Now that Teemings is back online, I can link to my old essay Only the Penitent Duch Shall Pass:
http://www.pursam.org/teemings/issue05/penitent.html
In the Carl Barks’ Uncle Scrooge story “The Prize of Pizarro”, which I maintain is one of the roots of Indiana Jones (At least one booby trap from this story shows u in each of the Indiana Jones films), the traps aren’t long-forgotten relics o a lost civilization, but are maintained (and kept clean of the Incan equivalent of old beer cans and candy wrappers) by the descendants of the original builders, who still till the land and work the mines. So the OP’s suggestion isn’t far off.
So what you are saying is that Indiana Jones is a common burglar? Worse yet, an uncommon burglar who steals from active, living, and vibrant churches? I knew you Barks fans would say anything to support your belief that your silly duck comics are worth reading but this is beyond the pale. You should be ashamed of yourself.
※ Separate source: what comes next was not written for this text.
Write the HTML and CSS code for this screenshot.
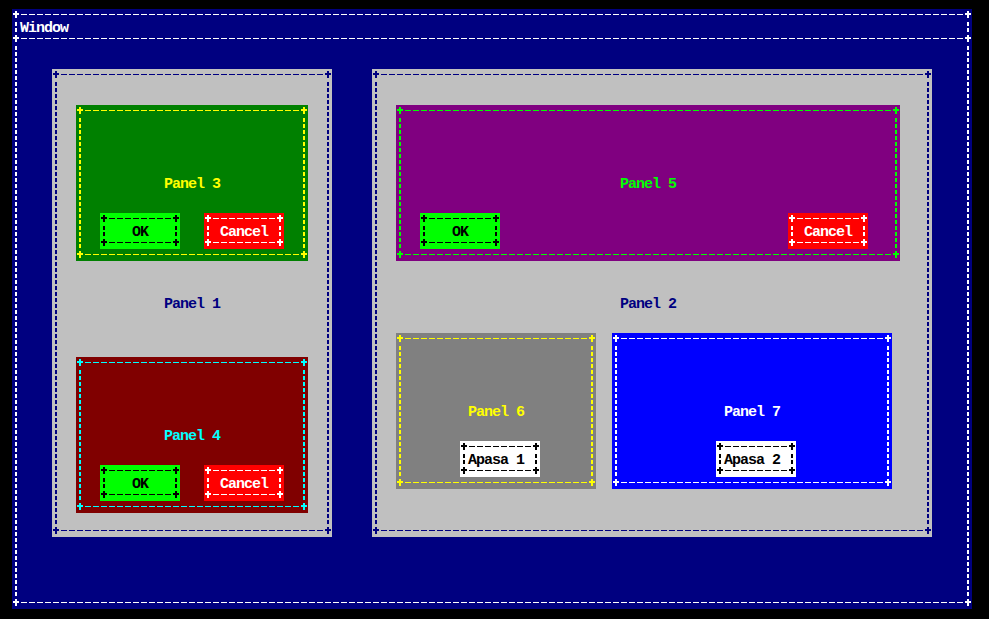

I thought the whole point was to protect the booty. The people make it seem that the tomb is protected with automatic traps thus making potential thieves think twice before breaking and entering.
edited for clarity
I agreed to nothing of the sort. In fact, I all but implied, indirectly, that acquiring valuble artifacts from a civilization in disrepair-- and whose population has really bad haircuts-- is a distinction of such subtlety that equivocation doesn’t cover it! It’s just like stealing from the house of a dead person.
A dead person with blow darts and boulders on trip wires and light sensitive triggers, of cousre
And relatives with bad haircuts trying to protect his stuff. This is the sort of thing that makes for uncomfortable Thanksgivings for decades to come. “You can’t seat me next to Indy after he stole the golden idol Uncle Pedro promised to me! I haven’t spoken to him in thirty years and you should’ve known that. If he could’ve been bothered to go to the funeral instead of rifling through Uncle Pedro’s temple I’d have that idol instead of him.”
And congratulations. You are the first person in years to ADD a comma to something I wrote.